Do only the necessary meetings and reviews for that vision to be implemented. Maybe do more in a first design phase so that they (and you) have a clear vision of what needs to be built. No more, no less. Then work on taking that vision to potential customers and try to sell them the idea. If you get some upward graphs, some proof or validation, than VCs will give you the value you deserve. If you finally go into high-growth mode you'll have other problems to solve, but always keep that grasp on product and sales as your work will shift into making them work together smoothly.


Selling the vision is both an in-house as well as marketing aspect. When you have hundreds of people working on the product design and realisation, the CEO has to figure out how to make payroll, keep investors happy, get suppliers to extend greater levels of credit, ensure that manufacturing ramps up. Successful CEOs are not micromanagers. Steve Jobs is well known for providing scathing feedback, but not for actually sitting down and sketching out designs.

First build your product and find your market niche. Once you've got enough customers to pay the bills, then you can worry about your role in the organisation. Until then you're just daydreaming.

I think you’ll find that CEOs, like anyone, usually have strengths and interests in one particular area or another - like the examples you cited, yours might be product.

Having opinions on and being able to quickly dive deep into product is a valuable skill, but I’d recognize that it will quickly become one of a dozen major areas that are vying for your time. You’ll eventually need product leaders whose thinking aligns with yours and you can trust to make decisions while you are focused on whatever the business needs at a given point in time.

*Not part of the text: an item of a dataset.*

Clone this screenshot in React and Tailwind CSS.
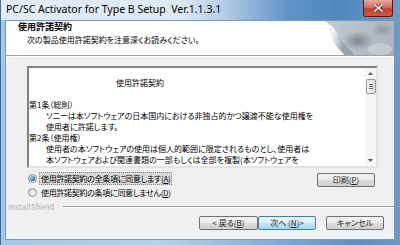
const JP = "font-['Noto_Sans_CJK_JP',sans-serif] [font-feature-settings:'palt']";

function Radio({ checked }) {
  return (
    <span className="w-[9px] h-[9px] rounded-full border border-[#8b8b8b] bg-[linear-gradient(135deg,#d4d4d4,#fbfbfb)] flex items-center justify-center shrink-0">
      {checked && (
        <span className="w-[5px] h-[5px] rounded-full bg-[radial-gradient(circle_at_35%_35%,#b9e2fb,#2b6ea8_60%,#174a7a)]" />
      )}
    </span>
  );
}

function Btn({ children, primary, className }) {
  return (
    <div
      className={
        "h-[14px] flex items-center justify-center rounded-[2px] border text-[8px] leading-none text-[#222] " +
        (primary
          ? "border-[#3c7fb1] bg-[linear-gradient(#eaf6fd_0%,#d9f0fc_50%,#bee6fd_50%,#a7d9f5_100%)] "
          : "border-[#707070] bg-[linear-gradient(#f2f2f2_0%,#ebebeb_50%,#dddddd_50%,#cfcfcf_100%)] ") +
        className
      }
    >
      {children}
    </div>
  );
}

function PageCurl() {
  return (
    <svg width="72" height="34" viewBox="0 0 72 34" className="shrink-0">
      <defs>
        <linearGradient id="bgG" x1="0" y1="0" x2="1" y2="0">
          <stop offset="0" stopColor="#c5ccd3" />
          <stop offset="1" stopColor="#aab3bb" />
        </linearGradient>
        <linearGradient id="curlG" x1="0" y1="0" x2="1" y2="0.3">
          <stop offset="0" stopColor="#ffffff" />
          <stop offset="0.5" stopColor="#eef0f2" />
          <stop offset="1" stopColor="#9aa3ab" />
        </linearGradient>
        <radialGradient id="blob" cx="0.5" cy="0.5" r="0.5">
          <stop offset="0" stopColor="#7d8892" />
          <stop offset="1" stopColor="#7d8892" stopOpacity="0" />
        </radialGradient>
      </defs>
      <rect x="0" y="0" width="72" height="34" fill="url(#bgG)" />
      <ellipse cx="36" cy="20" rx="16" ry="10" fill="url(#blob)" />
      <ellipse cx="60" cy="9" rx="10" ry="7" fill="url(#blob)" opacity="0.6" />
      <ellipse cx="58" cy="28" rx="12" ry="6" fill="#d6dbe0" opacity="0.5" />
      <path d="M0 0 L3 0 C9 10 15 22 22 34 L0 34 Z" fill="#ffffff" />
      <path d="M3 0 C12 6 20 16 23 34 L22 34 C15 22 9 10 3 0 Z" fill="#a9b1b8" />
      <path d="M3 0 C10 4 17 12 21 22 C24 28 24 31 23 34 C16 28 13 24 11 20 C8 12 5 5 3 0 Z" fill="url(#curlG)" />
      <path d="M21 22 C26 26 30 30 32 34 L23 34 C24 31 24 28 21 22 Z" fill="#8d969e" opacity="0.7" />
    </svg>
  );
}

export default function App() {
  const lines = [
    { t: "第1条（総則）", indent: false },
    { t: "ソニーは本ソフトウェアの日本国内における非独占的かつ譲渡不能な使用権を", indent: true },
    { t: "使用者に許諾します。", indent: true },
    { t: "第2条（使用権）", indent: false },
    { t: "使用者の本ソフトウェアの使用は個人的範囲に限定されるものとし、使用者は", indent: true },
    { t: "本ソフトウェアおよび関連書類の一部もしくは全部を複製(本ソフトウェアを", indent: true },
  ];
  return (
    <div className="w-[400px] h-[245px] overflow-hidden flex flex-col bg-[linear-gradient(to_right,#a3c7e8_0%,#b4d2ee_40%,#7eaad6_70%,#5a8fc4_90%,#6b9bcb_100%)] border-l border-[#3f6e9c]">
      {/* title bar */}
      <div className="h-[20px] shrink-0 flex items-start justify-between bg-[linear-gradient(to_right,#e3ecf6_0%,#dce8f4_45%,#b7cfe7_55%,#5f93c6_72%,#4f87bd_85%,#6c9ccb_100%)]">
        <div className="pl-[5px] pt-[2px] text-[10.5px] leading-[15px] text-black font-['Noto_Sans',sans-serif] whitespace-pre">
          PC/SC Activator for Type B Setup  Ver.1.1.3.1
        </div>
        <div className="mr-[7px] w-[30px] h-[17px] rounded-b-[3px] border border-t-0 border-[#5c1a12] bg-[linear-gradient(#e9a99c_0%,#d7705f_45%,#c2402c_55%,#c95a3f_100%)] flex items-center justify-center">
          <svg width="9" height="8" viewBox="0 0 9 8">
            <path d="M1 1 L8 7 M8 1 L1 7" stroke="#3a2a28" strokeWidth="3" strokeLinecap="square" />
            <path d="M1 1 L8 7 M8 1 L1 7" stroke="#ffffff" strokeWidth="1.6" strokeLinecap="square" />
          </svg>
        </div>
      </div>

      {/* client */}
      <div className={"ml-[4px] w-[390px] h-[220px] shrink-0 flex flex-col bg-[#f0f0f0] border border-[#7a98b8] " + JP}>
        {/* header */}
        <div className="h-[34px] shrink-0 bg-white flex justify-between">
          <div className="pl-[12px] pt-0">
            <div className="text-[9px] leading-[12px] font-bold text-black">使用許諾契約</div>
            <div className="pl-[9px] pt-[1px] text-[8px] leading-[12px] text-black">次の製品使用許諾契約を注意深くお読みください。</div>
          </div>
          <PageCurl />
        </div>
        <div className="h-px bg-[#a0a0a0] shrink-0" />
        <div className="h-px bg-white shrink-0" />

        {/* textbox */}
        <div className="mt-[9px] ml-[21px] w-[351px] h-[102px] shrink-0 flex bg-white border-2 border-t-[#828282] border-l-[#828282] border-r-[#e3e3e3] border-b-[#e3e3e3] overflow-hidden">
          <div className="flex-1 overflow-hidden text-[8px] leading-[11px] text-black whitespace-nowrap">
            <div className="pt-[9px] pl-[87px]">使用許諾契約</div>
            <div className="mt-[11px]">
              {lines.map((l, i) => (
                <div key={i} className={l.indent ? "pl-[17px]" : "pl-0"}>{l.t}</div>
              ))}
              <div className="pl-[17px] h-[3px] overflow-hidden">使用者の機器にインストールすることを除く)することはできません。</div>
            </div>
          </div>
          <div className="w-[11px] shrink-0 bg-[#f7f7f7] flex flex-col items-center">
            <svg width="7" height="9" viewBox="0 0 7 9" className="mt-[1px]">
              <path d="M1 6 L3.5 3 L6 6 Z" fill="#5a5a5a" />
            </svg>
            <div className="mt-[1px] w-[10px] h-[15px] rounded-[2px] border border-[#9a9a9a] bg-[linear-gradient(to_right,#f4f4f4,#dadada)] flex flex-col items-center justify-center gap-[1px]">
              <div className="w-[4px] h-px bg-[#6a6a6a]" />
              <div className="w-[4px] h-px bg-[#6a6a6a]" />
              <div className="w-[4px] h-px bg-[#6a6a6a]" />
            </div>
            <div className="flex-1" />
            <svg width="7" height="9" viewBox="0 0 7 9" className="mb-[1px]">
              <path d="M1 3 L3.5 6 L6 3 Z" fill="#5a5a5a" />
            </svg>
          </div>
        </div>

        {/* radios + print */}
        <div className="flex justify-between shrink-0">
          <div className="pl-[22px] pt-[3px] flex flex-col">
            <div className="h-[14px] flex items-center gap-[2px]">
              <Radio checked />
              <span className="flex text-[8px] leading-[11px] px-px tracking-[-0.3px] bg-[#d9d9d9] border border-dotted border-[#808080] text-black whitespace-nowrap">
                <span>使用許諾契約の全条項に同意します(</span>
                <span className="underline">A</span>
                <span>)</span>
              </span>
            </div>
            <div className="h-[14px] flex items-center gap-[2px]">
              <Radio />
              <span className="flex text-[8px] leading-[11px] px-[2px] tracking-[-0.3px] text-black whitespace-nowrap">
                <span>使用許諾契約の条項に同意しません(</span>
                <span className="underline">D</span>
                <span>)</span>
              </span>
            </div>
          </div>
          <Btn className="w-[58px] h-[14px] mt-[5px] mr-[19px]">
            印刷(<span className="underline">P</span>)
          </Btn>
        </div>

        {/* InstallShield separator */}
        <div className="mt-[3px] h-[10px] flex items-center shrink-0">
          <span className="pl-[2px] text-[8px] leading-[10px] text-[#b0b0b0]">InstallShield</span>
          <div className="ml-[9px] flex-1 flex flex-col">
            <div className="h-px bg-[#a0a0a0]" />
            <div className="h-px bg-white" />
          </div>
        </div>

        {/* buttons */}
        <div className="mt-[4px] flex justify-end pr-[10px] shrink-0">
          <Btn className="w-[59px]">
            &lt; 戻る(<span className="underline">B</span>)
          </Btn>
          <Btn primary className="w-[58px]">
            次へ (<span className="underline">N</span>)&gt;
          </Btn>
          <Btn className="w-[58px] ml-[10px]">キャンセル</Btn>
        </div>
      </div>
    </div>
  );
}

From what I’ve seen, getting to the point as a CEO where you have a lot of optionality over where to spend your time relies on you being great at hiring people who can fulfill your vision in as many corners of the company as possible. Then you can choose who and where to spend time with and what to go deep on.


As a CEO, you should know the Why and What of the product, not necessarily How. Your primary job is to run the company and you cannot get into too much low level details of the product.

Forget large companies. I run a team of 15 and I m technically the CEO (sounds silly when so small) but I already have very less time to get into detailed product reviews etc. I m too busy trying to get new clients, fighting fires with existing clients/infrastructure, working on growth startegy, doing demos and even sometimes addressing disputes and protecting my team.


As a CEO (and a manager more generally), part of your role is to build an efficient TEAM to deliver the PRODUCT, not to deliver the product by yourself ! Actually, a good manager is someone that is good at recruting, motivating and good better and more competent employee than himself.

As a manager, doing the work of your employees is REALLY REALLY bad because:

1) you spend time on something that has less value for your company than your role (finding custumers, developping market and product vision)

2) your employee will know that how good they are in their job, you will shot-circuit them just for your pleasure. So the best will leave and the others will be demotived

If you want to keep working on a product, your company has to stay small (let's say: less than 50 people) or your role has to be some kind of Design Architect (and you'll have to hire a CEO for all the business administration)


>Trying to figure out my priorities for boot-strapping vs. being a venture-backed/high growth company.

I think the priority is to validate the idea and build the product.

The rest is mostly the art of imagining wrong approaches to unlikely situations; as useful to product as Aikido is to fighting, or pornography to courtship.


I bootstrapped a company and I believe the decision to remain self-financed contributed to a more tightly knit culture with more T-shaped roles than you’d typically see in venture-backed companies.

We could have raised money but the reason we didn’t had something to do with both me and my team desiring a certain degree of learning and freedom to operate in fields where we have intrinsic motivation.

It might or might not have happened simultaneously, but I remember reading that one of the founders of Basecamp, a company famous for being mostly bootstrapped, created Ruby on Rails around the same time.

I believe it can be done in different ways, also in ways more sustainable ways than the examples of Jobs and Musk that you’re referring to.


Steve Jobs actually studied calligraphy, and had a design esthetic.

Elon Musk has a fundamental understanding of physics, and the drive to make things happen.

Those 2 founders/business leaders are legit in every way.

But when you get outside the realm of founders into professional managers/MBAs, then you're right to be suspicious.

> Trying to figure out my priorities for boot-strapping vs. being a venture-backed/high growth company.

Most people don't get such a choice. You can find out by asking for the money, and seeing what happens.


Giving up control is hard.

The real question isn't can you have a firm grasp on the product direction/design wheel at a small company. It's can you build something anyone wants at all.

Secondly, can you make a sustainable business at all?

Just build something people want. The rest might follow.


Of course, if you are a product-focused CEO. Zuck still does product reviews. Bill Gates did product reviews at MSFT. This really applies more to tech, whereas in finance and other industries the CEO tends to be more of a sales job.

It looks like Evan Spiegel of Snapchat still spends a lot of time on product and design.